C’est donc tout cela que m’inspire le palmarès bien senti de l’ANDA. Tristesse et colère. Une colère qui me fait penser également qu’une catégorie de ce monde des toros a été injustement oubliée par l’association (même si le président de l’ANDA évoque cela dans son édito) dans la rubrique « pitos », j’ai nommé la « critique » taurine. Indigne elle aussi de se prévaloir de ce titre aujourd’hui usurpé. A part Toros (et pas tous dans la revue malheureusement), qui peut se prévaloir de cette fonction de critique ? Personne. « Waterloo, morne plaine » comme écrivait l’ « enfermé » de Guernesey. Ce sont toujours les mêmes qui polluent de leurs gentillesses qui les journaux régionaux, qui les émissions de radio, qui certains papelards se revendiquant tauromachiques, qui les tertulias consensuelles et odieuses pour les fous de toros. Cette pseudo « critique » pourfend de ses silences et de sa complaisance le sens même de la tauromachie. Maintenant qu’André-Marc Dubos s’est tu avec la disparition de Tendido, que Merchan se fait de plus en plus discret, que reste-il ? Rien ma bonne dame ! RIEN ! C’est peut-être d’Internet et de gars passionnés et désintéressés (et pour parler de mon cas : qui en aucun cas ne veulent prendre la place, en callejón ou ailleurs, des autres car l’indépendance n’a pas ce prix minable) que viendra le sursaut. On peut rêver.

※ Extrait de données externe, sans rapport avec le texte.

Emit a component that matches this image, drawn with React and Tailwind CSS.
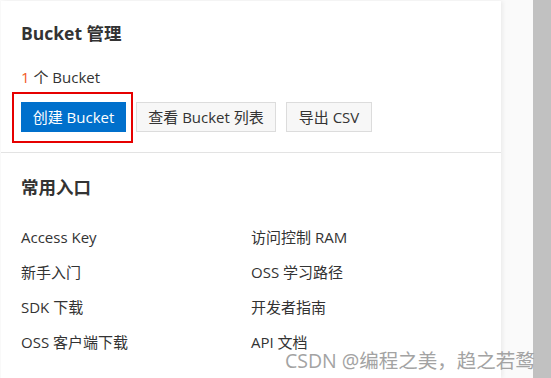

Achevons et félicitons l’ANDA d’avoir donner au vétérinaire Adolfo Rodríguez Montesinos sa « plume d’aigle » 2006 pour l’ensemble de son œuvre. Qui d’autre de toute façon cette année ? Sérieusement ?

La photo de la pique de 'Velonero' est de Christophe Moratello (merci à lui). Vous pouvez retrouver ses photos sur son site : http://christophe.moratello.free.fr/.

Le site de l'ANDA : http://anda.aficionados.free.fr/ & le lien vers le palmarès 2006 : http://anda.aficionados.free.fr/Palmares.html.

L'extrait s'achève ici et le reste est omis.